Benefit consultants have made preliminary projections. Aon Hewitt, for example, estimates that the 2014 assessment will be in the range of $60 to $80 per healthcare plan participant, while Towers Watson & Co. puts the first-year assessment range at between $70 and $90 per plan participant.
Consultants don't expect official guidance on the amount of the fee per participant until at least this fall.
“Regulators are expected to issue a notice this fall that spells out exactly how the per-capita fee will be imposed on plan participants,” Mercer L.L.C. said in a report last week. The guidance will come from the U.S. Department of Health and Human Services which, under the healthcare reform law, was given such regulatory authority.
And there are plenty of other unknowns. For example, guidance is needed on the methodology to be used in counting the number of plan participants. Such guidance is critical, since the number of people enrolled in an employer's healthcare plan could vary considerably during a year.
“Employers need to know as soon as possible how much this is going to cost them,” Ms. Young said.
Other details are clear. For example, the fee will be assessed for every healthcare plan participant, regardless of employer size.
“There is no small-employer exemption in this part of the law,” said Amy Bergner, a Mercer partner in Washington.
In the case of fully insured plans, the fee will be paid by insurers. For self-funded plans, third-party administrators are to remit the fee on behalf of their clients. Fees are to be paid quarterly, with the first payment due Jan. 15, 2014.
Certain healthcare-related plans are exempt from the fee, including stand-alone dental, vision and flexible spending accounts, as well as Medicare Advantage and Medicare Part D prescription drug plans.
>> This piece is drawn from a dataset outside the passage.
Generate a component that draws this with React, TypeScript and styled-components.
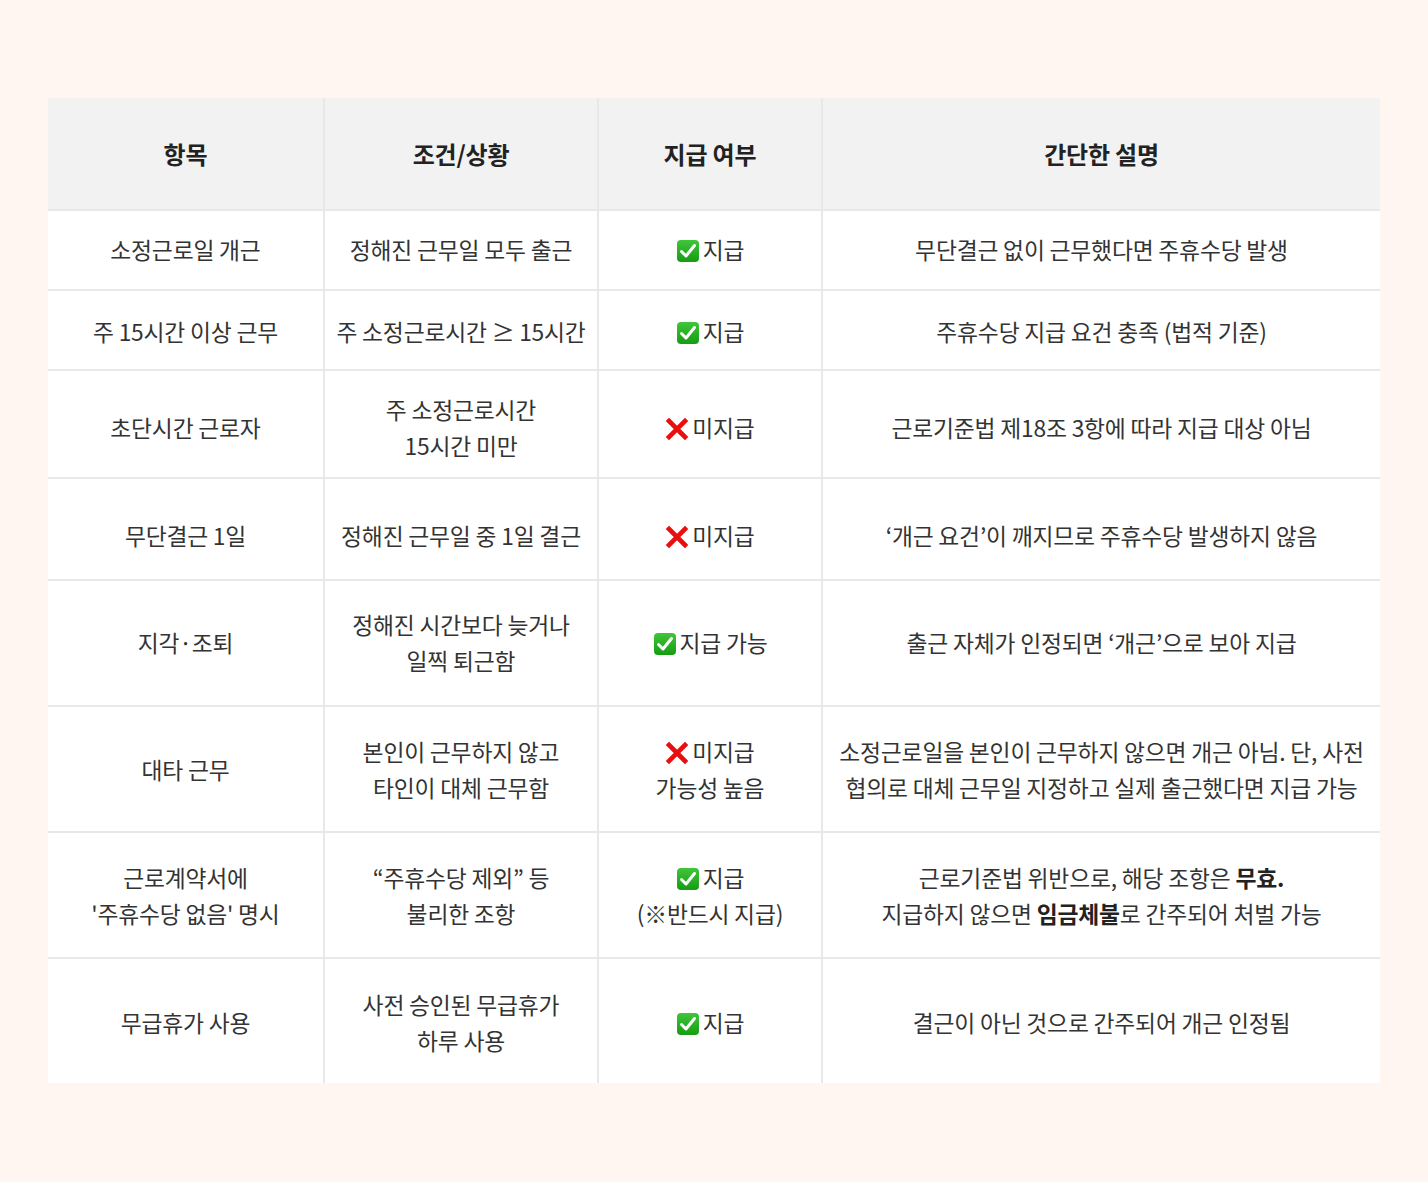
import React from "react";
import styled, { createGlobalStyle } from "styled-components";

const Global = createGlobalStyle`
  html, body {
    margin: 0;
    padding: 0;
    background: #fff6f1;
  }
  body {
    font-family: "Noto Sans CJK KR", "Noto Sans", sans-serif;
    color: #333;
  }
`;

const Page = styled.div`
  width: 1428px;
  height: 1182px;
  padding: 98px 48px 0;
  box-sizing: border-box;
`;

const Table = styled.div`
  width: 1332px;
  background: #fff;
`;

const Row = styled.div<{ $h: number; $head?: boolean }>`
  display: grid;
  grid-template-columns: 277px 274px 224px 557px;
  height: ${(p) => p.$h}px;
  background: ${(p) => (p.$head ? "#f2f2f2" : "#fff")};
  border-bottom: 2px solid #e8e8e8;
  box-sizing: border-box;
  &:last-child {
    border-bottom: none;
  }
`;

const Cell = styled.div<{ $head?: boolean; $shift?: number }>`
  display: flex;
  align-items: center;
  justify-content: center;
  text-align: center;
  font-size: ${(p) => (p.$head ? "24px" : "22.8px")};
  font-weight: ${(p) => (p.$head ? 700 : 400)};
  line-height: 36px;
  letter-spacing: -0.2px;
  color: ${(p) => (p.$head ? "#222" : "#333")};
  border-right: 2px solid #e8e8e8;
  box-sizing: border-box;
  padding: ${(p) => (p.$shift || 0) * 2}px 6px 0;
  white-space: nowrap;
  &:last-child {
    border-right: none;
  }
  b {
    font-weight: 700;
    color: #222;
  }
`;

const Icon = styled.svg`
  width: 24px;
  height: 24px;
  vertical-align: -4px;
  margin-right: 3px;
`;

const Check = () => (
  <Icon viewBox="0 0 24 24">
    <defs>
      <linearGradient id="g" x1="0" y1="0" x2="0" y2="1">
        <stop offset="0" stopColor="#3fc63a" />
        <stop offset="1" stopColor="#169c12" />
      </linearGradient>
    </defs>
    <rect x="1" y="1" width="22" height="22" rx="4" fill="url(#g)" />
    <path d="M5.5 12.5 L10 17 L18.5 6.5" fill="none" stroke="#fff" strokeWidth="3" strokeLinecap="round" strokeLinejoin="round" />
  </Icon>
);

const Cross = () => (
  <Icon viewBox="0 0 24 24">
    <path d="M4 4 L20 20 M20 4 L4 20" stroke="#e8100e" strokeWidth="4.6" strokeLinecap="square" />
  </Icon>
);

type RowData = { h: number; s?: number; c: React.ReactNode[] };

const rows: RowData[] = [
  { h: 80, c: ["소정근로일 개근", "정해진 근무일 모두 출근", <><Check />지급</>, "무단결근 없이 근무했다면 주휴수당 발생"] },
  { h: 80, s: 2, c: ["주 15시간 이상 근무", "주 소정근로시간 ≥ 15시간", <><Check />지급</>, "주휴수당 지급 요건 충족 (법적 기준)"] },
  { h: 108, s: 4, c: ["초단시간 근로자", <>주 소정근로시간<br />15시간 미만</>, <><Cross />미지급</>, "근로기준법 제18조 3항에 따라 지급 대상 아님"] },
  { h: 102, s: 7, c: ["무단결근 1일", "정해진 근무일 중 1일 결근", <><Cross />미지급</>, "‘개근 요건’이 깨지므로 주휴수당 발생하지 않음"] },
  { h: 126, c: ["지각·조퇴", <>정해진 시간보다 늦거나<br />일찍 퇴근함</>, <><Check />지급 가능</>, "출근 자체가 인정되면 ‘개근’으로 보아 지급"] },
  { h: 126, s: 1, c: ["대타 근무", <>본인이 근무하지 않고<br />타인이 대체 근무함</>, <><span><Cross />미지급</span><br />가능성 높음</>, <>소정근로일을 본인이 근무하지 않으면 개근 아님. 단, 사전<br />협의로 대체 근무일 지정하고 실제 출근했다면 지급 가능</>] },
  { h: 126, s: 1, c: [<>근로계약서에<br />'주휴수당 없음' 명시</>, <>“주휴수당 제외” 등<br />불리한 조항</>, <><span><Check />지급</span><br />(※반드시 지급)</>, <>근로기준법 위반으로, 해당 조항은 <b>무효.</b><br />지급하지 않으면 <b>임금체불</b>로 간주되어 처벌 가능</>] },
  { h: 124, s: 2, c: ["무급휴가 사용", <>사전 승인된 무급휴가<br />하루 사용</>, <><Check />지급</>, "결근이 아닌 것으로 간주되어 개근 인정됨"] },
];

const Inner = styled.div`
  display: block;
`;

export default function App() {
  return (
    <Page>
      <Global />
      <Table>
        <Row $h={113} $head>
          {["항목", "조건/상황", "지급 여부", "간단한 설명"].map((t) => (
            <Cell key={t} $head>{t}</Cell>
          ))}
        </Row>
        {rows.map((r, i) => (
          <Row key={i} $h={r.h}>
            {r.c.map((c, j) => (
              <Cell key={j} $shift={r.s}>
                <Inner>{c}</Inner>
              </Cell>
            ))}
          </Row>
        ))}
      </Table>
    </Page>
  );
}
Benefit experts say the fee also will apply to retiree healthcare plans, as well as to health reimbursement arrangements. But it is unclear how the fee would be assessed when HRAs are involved.
Guidance provided by the IRS this year might serve as a model for how HRAs are treated under the transitional reinsurance program. That guidance involved another healthcare reform law provision that imposes a small fee on healthcare plans to fund research on medical outcomes.
Under those proposed rules, an employer with an HRA linked to a self-funded high-deductible healthcare plan would be liable for the fee only for participants in its healthcare plan. It would not pay a second fee for participants in the HRA.
On the other hand, the fee would be imposed on HRAs if the arrangement were linked to an insured healthcare plan. In that situation, the employer would be liable for the fee covering participants in the HRA, while the insurer would be liable for the fee on the insured plan.
Despite the big fees employers face under the reinsurance program, few even know about the program, let alone their potential costs. “It has been a big sleeper issue,” Buck Consultants' Mr. Stover said.
“This has not garnered as much attention as other provisions” in the healthcare reform law, Mercer's Ms. Bergner said.
But employer awareness is increasing as word of its effect is spreading in the benefits community amid efforts of some trade groups to publicize the provision.
The American Benefits Council, for example, held a webinar this month for its members about the program.